Modern technology, of course, makes killing much easier: It is much less traumatic to push a button to launch a cruise missile or drop bombs from 30,000 feet than it is to stab a man face-to-face. Conditioning helps, too, whether it's the fencing lessons that enabled one World War I German soldier cited by Grossman to run a Frenchman through with his bayonet, or the human-shaped pop-up targets that today's army uses for training that helped my friends pull their triggers in Iraq.
But pulling that trigger--hearing the round fire, feeling the recoil, seeing the other man fall down, and knowing you've just ended a life--takes its toll. Robert Bateman, a career army major and history professor and author of No Gun Ri: A Military History of the Korean War Incident, which refuted the Pulitzer-Prize winning Associated Press story on the supposed 1950 massacre, agrees with Grossman on this: "After 90 days of combat most men are vegetables," Bateman wrote to me in an e-mail. "Only about two percent exhibit what might be considered sociopathic behavior. Those guys don't break down and it appears they remain effective in combat until they are killed." Grossman, in a bit of masculine fantasy, turns this around by hypothesizing a variant on these sociopathic "wolves" who can kill without regret: "sheepdogs" who "in their hearts... yearn for a righteous battle, a wolf upon whom to legitimately and lawfully turn their skills." (Having read Robert Browning's Ordinary Men, on how even "regular" World War II German MPs turned into willing executioners, and knowing how police tend to treat even nonviolent protestors, I think Grossman's "sheepdog" concept is more than a little dubious.)
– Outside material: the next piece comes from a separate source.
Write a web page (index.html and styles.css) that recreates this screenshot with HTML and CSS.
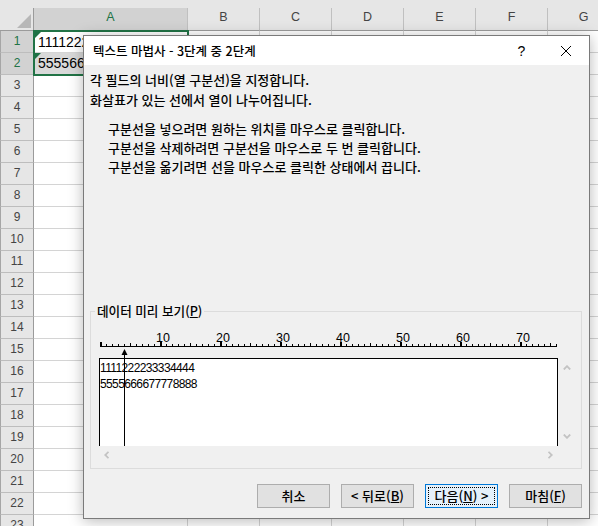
FILE: index.html
```html
<!DOCTYPE html>
<html lang="ko">
<head>
<meta charset="utf-8">
<title>텍스트 마법사</title>
<link rel="stylesheet" href="styles.css">
</head>
<body>
<div class="sheet">
  <div class="topstrip"></div>
  <div class="sheet-grid">
    <div class="corner"><span class="corner-tri"></span></div>
    <div class="colheads">
      <div class="colhead colhead-a selected">A</div>
      <div class="colhead">B</div>
      <div class="colhead">C</div>
      <div class="colhead">D</div>
      <div class="colhead">E</div>
      <div class="colhead">F</div>
      <div class="colhead">G</div>
    </div>
    <div class="rowheads">
      <div class="rowhead selected">1</div>
      <div class="rowhead selected">2</div>
      <div class="rowhead">3</div>
      <div class="rowhead">4</div>
      <div class="rowhead">5</div>
      <div class="rowhead">6</div>
      <div class="rowhead">7</div>
      <div class="rowhead">8</div>
      <div class="rowhead">9</div>
      <div class="rowhead">10</div>
      <div class="rowhead">11</div>
      <div class="rowhead">12</div>
      <div class="rowhead">13</div>
      <div class="rowhead">14</div>
      <div class="rowhead">15</div>
      <div class="rowhead">16</div>
      <div class="rowhead">17</div>
      <div class="rowhead">18</div>
      <div class="rowhead">19</div>
      <div class="rowhead">20</div>
      <div class="rowhead">21</div>
      <div class="rowhead">22</div>
      <div class="rowhead">23</div>
    </div>
    <div class="cells">
      <div class="col col-a">
        <div class="selection">
          <div class="cell cell-active"><span class="err"></span>1111222233334444</div>
          <div class="cell cell-range"><span class="err"></span>5555666677778888</div>
        </div>
      </div>
      <div class="col"></div>
      <div class="col"></div>
      <div class="col"></div>
      <div class="col"></div>
      <div class="col"></div>
      <div class="col"></div>
    </div>
  </div>
</div>

<div class="dialog">
  <div class="titlebar">
    <span class="title">텍스트 마법사 - 3단계 중 2단계</span>
    <span class="tb-btn tb-help">?</span>
    <span class="tb-btn tb-close">
      <svg width="10" height="10" viewBox="0 0 10 10"><path d="M0 0L10 10M10 0L0 10" stroke="#000" stroke-width="1" fill="none"/></svg>
    </span>
  </div>
  <div class="dlg-body">
    <p class="intro">각 필드의 너비(열 구분선)을 지정합니다.<br>화살표가 있는 선에서 열이 나누어집니다.</p>
    <p class="hints">구분선을 넣으려면 원하는 위치를 마우스로 클릭합니다.<br>구분선을 삭제하려면 구분선을 마우스로 두 번 클릭합니다.<br>구분선을 옮기려면 선을 마우스로 클릭한 상태에서 끕니다.</p>
    <fieldset class="preview-group">
      <legend>데이터 미리 보기(<u>P</u>)</legend>
      <svg class="ruler" width="476" height="28" viewBox="0 0 476 28">
        <defs>
          <pattern id="minor" x="1" y="0" width="6" height="28" patternUnits="userSpaceOnUse">
            <rect x="0" y="14" width="1" height="2" fill="#000"/>
          </pattern>
        </defs>
        <rect x="1" y="14" width="457" height="2" fill="url(#minor)"/>
        <rect x="1" y="16" width="457" height="1" fill="#000"/>
        <g fill="#000">
          <rect x="1" y="12" width="2" height="5"/>
          <rect x="61" y="12" width="2" height="5"/>
          <rect x="121" y="12" width="2" height="5"/>
          <rect x="181" y="12" width="2" height="5"/>
          <rect x="241" y="12" width="2" height="5"/>
          <rect x="301" y="12" width="2" height="5"/>
          <rect x="361" y="12" width="2" height="5"/>
          <rect x="421" y="12" width="2" height="5"/>
          <rect x="31" y="13" width="1" height="4"/>
          <rect x="91" y="13" width="1" height="4"/>
          <rect x="151" y="13" width="1" height="4"/>
          <rect x="211" y="13" width="1" height="4"/>
          <rect x="271" y="13" width="1" height="4"/>
          <rect x="331" y="13" width="1" height="4"/>
          <rect x="391" y="13" width="1" height="4"/>
          <rect x="451" y="13" width="1" height="4"/>
        </g>
        <g class="ruler-nums" font-family="Liberation Sans, Arial, sans-serif" font-size="12.5" fill="#000">
          <text x="57" y="12">10</text>
          <text x="117" y="12">20</text>
          <text x="177" y="12">30</text>
          <text x="237" y="12">40</text>
          <text x="297" y="12">50</text>
          <text x="357" y="12">60</text>
          <text x="417" y="12">70</text>
        </g>
        <polygon points="25.5,19 22.5,25 28.5,25" fill="#000"/>
        <rect x="25" y="24" width="1" height="4" fill="#000"/>
      </svg>
      <div class="pv-row">
        <div class="pv-box">
          <div class="pv-text">1111222233334444<br>5555666677778888</div>
          <span class="break-line"></span>
        </div>
        <div class="vscroll">
          <svg width="8" height="5" viewBox="0 0 8 5"><polyline points="0.8,4.5 4,1.2 7.2,4.5" fill="none" stroke="#c3c3c3" stroke-width="1.8"/></svg>
          <svg width="8" height="5" viewBox="0 0 8 5"><polyline points="0.8,0.5 4,3.8 7.2,0.5" fill="none" stroke="#c3c3c3" stroke-width="1.8"/></svg>
        </div>
      </div>
      <div class="hscroll">
        <svg width="5" height="8" viewBox="0 0 5 8"><polyline points="4.5,0.8 1.2,4 4.5,7.2" fill="none" stroke="#c3c3c3" stroke-width="1.8"/></svg>
        <svg width="5" height="8" viewBox="0 0 5 8"><polyline points="0.5,0.8 3.8,4 0.5,7.2" fill="none" stroke="#c3c3c3" stroke-width="1.8"/></svg>
      </div>
    </fieldset>
    <div class="buttons">
      <button class="btn" type="button">취소</button>
      <button class="btn" type="button">&lt; 뒤로(<u>B</u>)</button>
      <button class="btn btn-default" type="button">다음(<u>N</u>) &gt;</button>
      <button class="btn" type="button">마침(<u>F</u>)</button>
    </div>
  </div>
</div>
</body>
</html>
```
FILE: styles.css
```css
* { box-sizing: border-box; }
html, body { margin: 0; padding: 0; }
body {
  width: 598px;
  height: 526px;
  overflow: hidden;
  background: #fff;
  position: relative;
  font-family: "Liberation Sans", Arial, sans-serif;
}

/* ---------- spreadsheet ---------- */
.topstrip { height: 8px; background: #e6e6e6; }
.sheet-grid {
  display: grid;
  grid-template-columns: 34px 1fr;
  grid-template-rows: 23px auto;
}
.corner {
  background: #e6e6e6;
  border-right: 1px solid #9b9b9b;
  border-bottom: 1px solid #9b9b9b;
  display: flex;
  justify-content: flex-end;
  align-items: flex-end;
  padding: 0 2px 2px 0;
}
.corner-tri {
  width: 0;
  height: 0;
  border-left: 14px solid transparent;
  border-bottom: 14px solid #b7b7b7;
}
.colheads { display: flex; }
.colhead {
  flex: none;
  width: 72px;
  height: 23px;
  background: #e6e6e6;
  border-right: 1px solid #c0c0c0;
  border-bottom: 1px solid #9b9b9b;
  color: #444;
  font-size: 12.5px;
  line-height: 18px;
  text-align: center;
}
.colhead-a { width: 154px; }
.colhead.selected { background: #d2d2d2; color: #217346; }
.rowheads { display: flex; flex-direction: column; }
.rowhead {
  height: 22px;
  background: #e6e6e6;
  border-left: 1px solid #a6a6a6;
  border-right: 1px solid #9b9b9b;
  border-bottom: 1px solid #bdbdbd;
  color: #444;
  font-size: 12px;
  line-height: 21px;
  text-align: center;
}
.rowhead.selected { background: #d2d2d2; color: #217346; }
.cells {
  display: flex;
  background: repeating-linear-gradient(to bottom, #fff 0 21px, #d4d4d4 21px 22px);
}
.col { flex: none; width: 72px; border-right: 1px solid #d4d4d4; }
.col-a { width: 154px; }
.selection {
  position: relative;
  margin: -1px 0 0 -1px;
  width: 156px;
  height: 46px;
  border: 2px solid #217346;
}
.cell {
  position: relative;
  height: 21px;
  padding-left: 3px;
  font-size: 14px;
  color: #000;
  white-space: nowrap;
  overflow: hidden;
}
.cell-active { background: #fff; border-bottom: 1px solid #d4d4d4; line-height: 20px; }
.cell-range { background: #d9d9d9; line-height: 21px; }
.err {
  position: absolute;
  left: 0;
  top: 0;
  width: 0;
  height: 0;
  border-top: 6px solid #1e7145;
  border-right: 6px solid transparent;
}

/* ---------- dialog ---------- */
.dialog {
  position: absolute;
  left: 83px;
  top: 35px;
  width: 507px;
  height: 484px;
  border: 1px solid #7a7a7a;
  background: #f0f0f0;
  box-shadow: 0 2px 14px rgba(0, 0, 0, 0.28);
  display: flex;
  flex-direction: column;
  font-family: "Noto Sans CJK KR", "Noto Sans", sans-serif;
  font-size: 13px;
  font-weight: 500;
  color: #000;
}
.titlebar {
  flex: none;
  height: 29px;
  background: #fff;
  display: flex;
  align-items: center;
}
.title { flex: 1; padding-left: 9px; font-size: 12.5px; }
.tb-btn {
  width: 46px;
  height: 29px;
  display: flex;
  align-items: center;
  justify-content: center;
}
.tb-help { font-family: "Liberation Sans", Arial, sans-serif; font-size: 14px; padding-left: 3px; }
.dlg-body {
  flex: 1;
  display: flex;
  flex-direction: column;
  padding: 5px 7px 10px 6px;
}
.intro { margin: 0; line-height: 20px; }
.hints { margin: 9px 0 0 18px; line-height: 19px; }
.preview-group {
  margin: 127px 0 0 0;
  border: 1px solid #dcdcdc;
  padding: 0 0 4px 0;
  min-width: 0;
}
.preview-group legend {
  margin-left: 4px;
  padding: 0 2px;
  line-height: 16px;
  font-size: 12.6px;
}
.ruler { display: block; margin: 11px 0 0 8px; }
.pv-row { display: flex; margin-left: 8px; }
.pv-box {
  position: relative;
  width: 459px;
  height: 88px;
  background: #fff;
  border: 1px solid #000;
  border-bottom: none;
  padding-top: 1px;
}
.pv-text {
  font-family: "Liberation Sans", Arial, sans-serif;
  font-weight: 400;
  font-size: 12px;
  letter-spacing: -0.62px;
  line-height: 16px;
  white-space: nowrap;
}
.break-line {
  position: absolute;
  left: 24px;
  top: 0;
  bottom: 0;
  width: 1px;
  background: #000;
}
.vscroll {
  width: 18px;
  height: 88px;
  display: flex;
  flex-direction: column;
  justify-content: space-between;
  align-items: center;
  padding: 7px 0;
}
.vscroll svg, .hscroll svg { display: block; }
.hscroll {
  width: 459px;
  height: 18px;
  margin-left: 8px;
  display: flex;
  justify-content: space-between;
  align-items: center;
  padding: 0 5px;
}
.buttons {
  display: flex;
  justify-content: flex-end;
  gap: 11px;
  margin-top: 15px;
}
.btn {
  width: 73px;
  height: 24px;
  padding: 0;
  margin: 0;
  background: #e1e1e1;
  border: 1px solid #adadad;
  font-family: inherit;
  font-weight: inherit;
  font-size: 13px;
  color: #000;
  line-height: 22px;
}
.btn-default {
  background: #e5f1fb;
  border-color: #0078d7;
  outline: 1px dotted #000;
  outline-offset: -4px;
}
```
The psychological effect of having to shoot to kill might be one way of accounting for why Christian and Tony have such disparate opinions of their time overseas: According to Grossman, officers like Christian are supposedly "buffered from the guilt of killing by the simple fact that they order it, and others carry it out." While Grossman does say that leaders feel guilt about making tough decisions and losing men--fortunately, though Christian's company took casualties, none of his soldiers were killed--Christian did, in fact, personally take part in the fighting. "While it is true that most officers do not fight on the same personal level as the privates and sergeants," he told me, "and it is also true that my men fired more shots than did I (according to our respective responsibilities), platoon leaders and company commanders are much more exposed to the fighting than are staff officers and high level commanders." Why, then, has the experience seemingly not had the same affect on him as it has on Tony?
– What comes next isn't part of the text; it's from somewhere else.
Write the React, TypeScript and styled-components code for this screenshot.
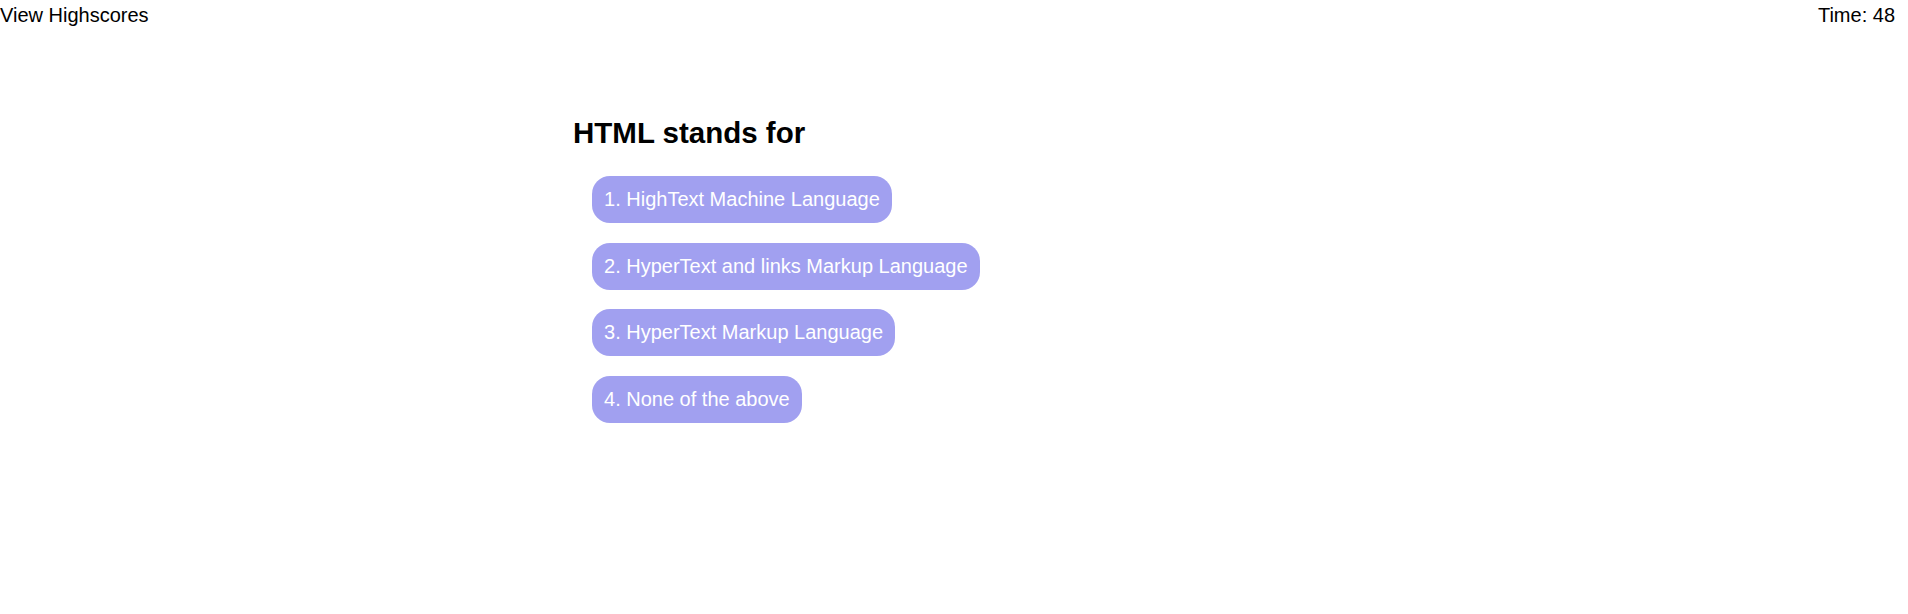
import React from "react";
import styled, { createGlobalStyle } from "styled-components";

const Global = createGlobalStyle`
  html, body { margin: 0; padding: 0; background: #ffffff; }
  body { font-family: "Liberation Sans", Arial, sans-serif; color: #000; }
`;

const Header = styled.header`
  display: flex;
  justify-content: space-between;
  align-items: flex-start;
  padding: 0 13px 0 0;
  font-size: 20px;
  line-height: 30px;
`;

const HeaderLink = styled.span`
  color: #000;
  cursor: pointer;
`;

const Timer = styled.span`
  color: #000;
`;

const Quiz = styled.main`
  width: 762px;
  margin: 86px auto 0;
  display: flex;
  flex-direction: column;
  align-items: flex-start;
`;

const Question = styled.h2`
  margin: 0 0 26px;
  font-size: 29.5px;
  font-weight: 700;
  line-height: 34px;
`;

const Choices = styled.ol`
  list-style: none;
  margin: 0;
  padding: 0 0 0 19px;
  display: flex;
  flex-direction: column;
  align-items: flex-start;
  gap: 19.67px;
`;

const Choice = styled.li`
  display: block;
`;

const ChoiceButton = styled.button`
  display: block;
  border: none;
  margin: 0;
  padding: 12px 12px;
  height: 47px;
  border-radius: 18px;
  background: #a1a0f0;
  color: #ffffff;
  font-family: "Liberation Sans", Arial, sans-serif;
  font-size: 20px;
  line-height: 23px;
  cursor: pointer;
  white-space: nowrap;
`;

const choices = [
  "HighText Machine Language",
  "HyperText and links Markup Language",
  "HyperText Markup Language",
  "None of the above",
];

export default function App() {
  return (
    <>
      <Global />
      <Header>
        <HeaderLink>View Highscores</HeaderLink>
        <Timer>Time: 48</Timer>
      </Header>
      <Quiz>
        <Question>HTML stands for</Question>
        <Choices>
          {choices.map((c, i) => (
            <Choice key={c}>
              <ChoiceButton>
                {i + 1}. {c}
              </ChoiceButton>
            </Choice>
          ))}
        </Choices>
      </Quiz>
    </>
  );
}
What Grossman does not weigh sufficiently how what people bring in with them affects both their experience and their recollections. Besides being a West Point grad, Christian is also deeply religious--in fact, before storming the Republican Guard compound, he read the ninety-first psalm aloud to his men. He's also one of the most stand-up guys I know; for him, there is no such thing as moral relativism: Something's either right or it's wrong. Barring the possibility that Christian's one of Grossman's hypothetical "sheepdogs," one can easily see how his strict belief system affects what he thinks about his service in Iraq.
Likewise, what we're told by other people also tends to change the focus of the lens of memory. Remembering is a funny thing: Eugene Hasselman, one of the AP's star No Gun Ri sources, for instance, swore up and down that Ed Daily, another prize informant, had been there on the ground with him--but Bateman proved from personnel records that Daily hadn't even arrived in the unit until the following year. To relate this back to the example of my two friends, while Christian remained immersed in, and supported by, military culture until relatively recently, Tony went on to grad school at Cornell--hardly a bastion of neo-conservative thought.
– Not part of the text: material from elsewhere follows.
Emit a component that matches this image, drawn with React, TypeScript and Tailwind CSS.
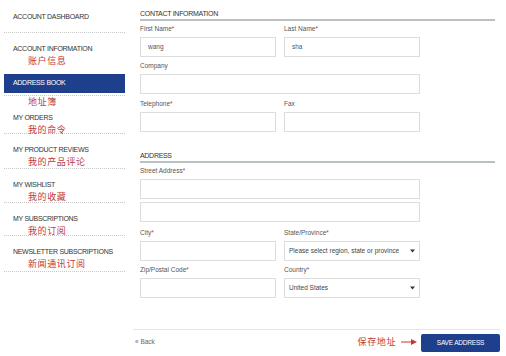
import React from 'react';

const cjk = "font-['Noto_Sans_CJK_SC',sans-serif]";

function NavItem({ label, zh, h = 'h-[34px]', pt = 'pt-[12px]' }: { label: string; zh?: string; h?: string; pt?: string }) {
  return (
    <div className={`${h} ${pt} pl-[9px] border-b border-dotted border-[#c8c8c8]`}>
      <div className="text-[7px] leading-[8px] tracking-[-0.3px] text-[#333]">{label}</div>
      {zh && <div className={`${cjk} text-[9px] leading-[12px] tracking-[0.6px] text-[#c0393b] pl-[15px] mt-[2px]`}>{zh}</div>}
    </div>
  );
}

function Label({ text, req }: { text: string; req?: boolean }) {
  return (
    <div className="text-[6.5px] leading-[8px] text-[#555] mb-[4px]">
      {text}
      {req && <span className="text-[#c0393b]">*</span>}
    </div>
  );
}

function Input({ value }: { value?: string }) {
  return (
    <div className="h-[20px] border border-[#dcdcdc] bg-white flex items-center pl-[7px] text-[6.5px] text-[#555]">
      {value}
    </div>
  );
}

function Select({ value }: { value: string }) {
  return (
    <div className="h-[20px] border border-[#dcdcdc] bg-white flex items-center justify-between pl-[4px] pr-[4px] text-[6.5px] text-[#444]">
      <span>{value}</span>
      <svg width="5" height="4" viewBox="0 0 5 4"><path d="M0 0.5 L5 0.5 L2.5 3.5 Z" fill="#333" /></svg>
    </div>
  );
}

function Section({ title }: { title: string }) {
  return (
    <div className="border-b-2 border-[#b9c0c4] pb-[1px] w-[355px]">
      <div className="text-[7px] leading-[8px] tracking-[-0.3px] text-[#333]">{title}</div>
    </div>
  );
}

export default function App() {
  return (
    <div className="w-[506px] h-[356px] bg-white overflow-hidden font-['Liberation_Sans',Arial,sans-serif] flex">
      {/* sidebar */}
      <div className="w-[121px] ml-[4px] flex flex-col">
        <NavItem label="ACCOUNT DASHBOARD" h="h-[33px]" pt="pt-[13px]" />
        <div className="h-[41px] pt-[12px] pl-[9px]">
          <div className="text-[7px] leading-[8px] tracking-[-0.3px] text-[#333]">ACCOUNT INFORMATION</div>
          <div className={`${cjk} text-[9px] leading-[12px] tracking-[0.6px] text-[#c0393b] pl-[15px] mt-[2px]`}>账户信息</div>
        </div>
        <div className="h-[19px] bg-[#1e3f8c] flex items-center pl-[9px] text-[7px] tracking-[-0.3px] text-white">ADDRESS BOOK</div>
        <div className="h-[41px] pt-[2px] border-b border-dotted border-[#c8c8c8]">
          <div className="border-t border-dotted border-[#c8c8c8]">
            <div className={`${cjk} text-[9px] leading-[12px] tracking-[0.6px] text-[#c0393b] pl-[24px]`}>地址簿</div>
          </div>
          <div className="pl-[9px] mt-[6px] text-[7px] leading-[8px] tracking-[-0.3px] text-[#333]">MY ORDERS</div>
          <div className={`${cjk} text-[9px] leading-[12px] tracking-[0.6px] text-[#c0393b] pl-[24px] mt-[2px]`}>我的命令</div>
        </div>
        <NavItem label="MY PRODUCT REVIEWS" zh="我的产品评论" h="h-[35px]" />
        <NavItem label="MY WISHLIST" zh="我的收藏" />
        <NavItem label="MY SUBSCRIPTIONS" zh="我的订阅" h="h-[33px]" />
        <NavItem label="NEWSLETTER SUBSCRIPTIONS" zh="新闻通讯订阅" h="h-[36px]" pt="pt-[12px]" />
      </div>

      {/* main */}
      <div className="ml-[15px] pt-[10px] flex flex-col">
        <Section title="CONTACT INFORMATION" />
        <div className="grid grid-cols-[136px_136px] gap-x-[8px] mt-[4px]">
          <div>
            <Label text="First Name" req />
            <Input value="wang" />
          </div>
          <div>
            <Label text="Last Name" req />
            <Input value="sha" />
          </div>
        </div>
        <div className="w-[280px] mt-[5px]">
          <Label text="Company" />
          <Input />
        </div>
        <div className="grid grid-cols-[136px_136px] gap-x-[8px] mt-[6px]">
          <div>
            <Label text="Telephone" req />
            <Input />
          </div>
          <div>
            <Label text="Fax" />
            <Input />
          </div>
        </div>

        <div className="mt-[20px]">
          <Section title="ADDRESS" />
        </div>
        <div className="w-[280px] mt-[4px]">
          <Label text="Street Address" req />
          <Input />
          <div className="mt-[3px]">
            <Input />
          </div>
        </div>
        <div className="grid grid-cols-[136px_136px] gap-x-[8px] mt-[7px]">
          <div>
            <Label text="City" req />
            <Input />
          </div>
          <div>
            <Label text="State/Province" req />
            <Select value="Please select region, state or province" />
          </div>
        </div>
        <div className="grid grid-cols-[136px_136px] gap-x-[8px] mt-[5px]">
          <div>
            <Label text="Zip/Postal Code" req />
            <Input />
          </div>
          <div>
            <Label text="Country" req />
            <Select value="United States" />
          </div>
        </div>

        <div className="-ml-[7px] w-[367px] mt-[31px] border-t border-[#e6e6e6] pt-[4px] flex items-center justify-between">
          <span className="text-[6.5px] text-[#666] pl-[2px] -mt-[3px]">« Back</span>
          <div className="flex items-center">
            <span className={`${cjk} text-[9px] tracking-[0.6px] text-[#c0393b] -mt-[3px]`}>保存地址</span>
            <svg width="16" height="6" viewBox="0 0 16 6" className="ml-[5px] mr-[4px] -mt-[2px]">
              <line x1="0" y1="3" x2="11" y2="3" stroke="#c0393b" strokeWidth="1" />
              <path d="M10 0 L16 3 L10 6 Z" fill="#c0393b" />
            </svg>
            <div className="w-[79px] h-[18px] bg-[#1e3f8c] rounded-[2px] flex items-center justify-center text-[6.5px] text-white tracking-[-0.2px]">SAVE ADDRESS</div>
          </div>
        </div>
      </div>
    </div>
  );
}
Yet, though culture seems to be a big part of how veterans process their experiences, the military currently doesn't do much to prepare men and women who have been trained to kill, and even been responsible for the deaths of fellow human beings, to re-enter society. "In theory we'd have a lot of counseling, a few rounds of 'Kumbaya,' some group hugs and then pat them on the ass," Bateman writes. "But we don't. We ask inane questions, then leave it at that and it becomes a chain-of-command problem until they leave the service. If somebody loses it, we react. This is something I think should be addressed. It is not because resources in this universe are finite."
For those of us who have never been there, as Grossman quotes a sergeant who has been there, trying to imagine the reality of war is like a virgin trying to figure out what sex is like by watching a bunch of porn movies. As governor of Texas, George W. Bush was more than happy to sign the death sentences of 152 prisoners whom he never even had to see in person, let alone personally fry in the electric chair. (There is, of course, the distinct possibility that he's in that sociopathic two percent, considering that he reportedly giggled about the executions later.) As president, he is able to send hundreds of thousands of American teenagers to shoot and be shot at by Iraqi teenagers who see driving the U.S. off Iraqi soil the same way Patrick Swayze saw liberating Colorado from the Commies in Red Dawn. Moreover, like Vietnam, we're now fighting guerillas who target convoys and other "soft targets"--which exposes many more people, regardless of rank or job, to the realities of combat. Eventually, though, the surviving boys (and girls) Bush has assigned as his and Halliburton's proxy executioners are going to come back home. From the safety and solitude of his ranch in Texas, he's not going to have to deal with the effect the war has had on them--but the rest of us are.